The end-terminations of the metallized unit are accomplished by the application of a fine, molten-metal spray. The spray makes contact with the layer of 99% pure aluminum electrode that results with plate contact. As the metal spray particles stack up against the aluminum electrodes, there is a compression bond that results in a resistance value higher than that of discrete metal foils. The leads are attached to this metal spray, which adds additional resistance.
So what does this mean? There is a complex filter robbing the true, clear sound reproduction. For this and a number of reasons – including the fact that such capacitors are susceptible to increased series resistance – I do not recommend metallized capacitors for guitar tone controls.
An audio capacitor manufacturer can utilize various combinations of dielectrics and impregnation oils in the construction of each type of capacitors for audio applications. That’s why it’s necessary to carefully select the combinations of these materials to achieve certain tonal quality.
What the vintage experts used
In the late 1940s and early 1950s, most of the capacitor designs were limited to film and foil construction, basically Kraft paper and foil, oil impregnated. This style of capacitor was used on the first models of electric guitars made by Les Paul and Leo Fender.
Capacitors and Tone Control
The tone capacitor is connected to the tone-control potentiometer (pot) and the ground (shield) wire. The capacitor and resistance of the pot work together to form a filter network, which either passes the high frequencies to ground giving the dark tones, or passes low frequencies to ground giving the bright tones in music reproduction (see Figure 4: Two Pickup Guitar Illustration).
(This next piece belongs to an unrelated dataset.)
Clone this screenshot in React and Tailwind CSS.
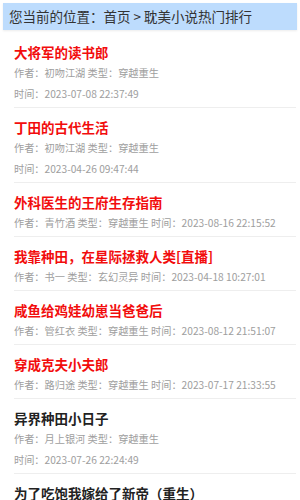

The guitar player must consider that the larger the capacitance, the darker the tone – the smaller the capacitance, the brighter the tone.
Electrically, the voltage of the capacitor does not really matter since the voltage on the tone capacitor is minimal – only signal voltage. From my years of experience, I have proven that in order to achieve the best sound, using the largest capacitor that will physically fit in the guitar is the optimum selection. The larger diameter capacitor gives more surface area for the internal lead connection, thus making for a lower series resistance and a better frequency response. Personally, I prefer either a 400V or 600V type.
Fender and Gibson
Generally, the vintage Fender guitars used a .047µf to a .1µf film/foil capacitor. The older style Gibson guitars used a .022µf film/foil capacitor. To achieve the darker, warmer sound, I recommend a .1µf capacitor. Many of my Jazz musician friends install the .047µf value capacitor in their guitars, which has that darker, warmer sound, but with a little more clarity and brightness. For playing rock and blues, I use the .022µf capacitor, which allows for a wide variety of tones and tonal combinations, combining dark, warm and bright tones (see Figure 5: Tom Colella’s Set-up in the Gibson Les Paul Using Electrocube Type PM Retro Capacitors).
Of course, all of this depends upon the values of the tone-control potentiometer as well as the type and style of the pickups. If the guitar is played with the pot wide open, then the capacitor is bypassed in the circuit; thus, the selection of the capacitor does not matter – it isn’t used!
I suggest purchasing a variety of capacitor values, and performing the set-up in various combinations per the musician’s personal taste, using the Electrocube AM or PM Series Retro Audio Capacitors. Then, leisurely, through trial and error by the musician, the most advantageous set-up is achieved. Experimentation will lead to a realistic evaluation of the sound generated.
Most of the later model guitars use ceramic capacitors in the tone control network. The basic reason is the manufacturers’ bottom line: Ceramic capacitors are cheap! I do not recommend the use of ceramic disc capacitors in tone controls. The construction of a typical ceramic capacitor is shown (see Figure 6: Basic Ceramic Capacitor Construction). The dielectric of this capacitor is a ceramic material and the electrodes are silver alloy. The capacitor is stacked alternating ceramic with silver electrodes in a number of layers until the nominal capacitance is achieved (see Figure 7: Internal Ceramic Capacitor Construction).
There are two major drawbacks in using ceramic capacitors. First, they pick up mechanical vibrations such as with a microphone, turning them into unwanted electrical signals. These vibrations cause a squeezing or oscillation of the ceramic dielectric that produces a small voltage in the capacitor. This small voltage (in microvolts) can cause audio distortion and poor tone control – this distortion is called microphonics. The second problem with ceramic capacitors is the poor audio frequency response. The tone control is a band-pass type of filter allowing certain audio frequencies and shunting to ground undesired audio frequencies. Ceramic capacitors have a poor series resistance (ESR) and a low insulation resistance (IR), which adds additional resistance to the tuned circuit – thus, poor audio response.
Electrocube has taken the 1940s capacitor designs and audio-enhanced them, using current technology and manufacturing techniques, to achieve a truly superior retro-style audio capacitor. I recommend Type AM Retro Audio Capacitors (Paper/Foil) or Type PM Retro Audio Capacitors (Polyester/Foil) for tone controls for guitar and bass applications. Ultimately, all musicians' choices are based upon user preference, quality of tone and size constraints.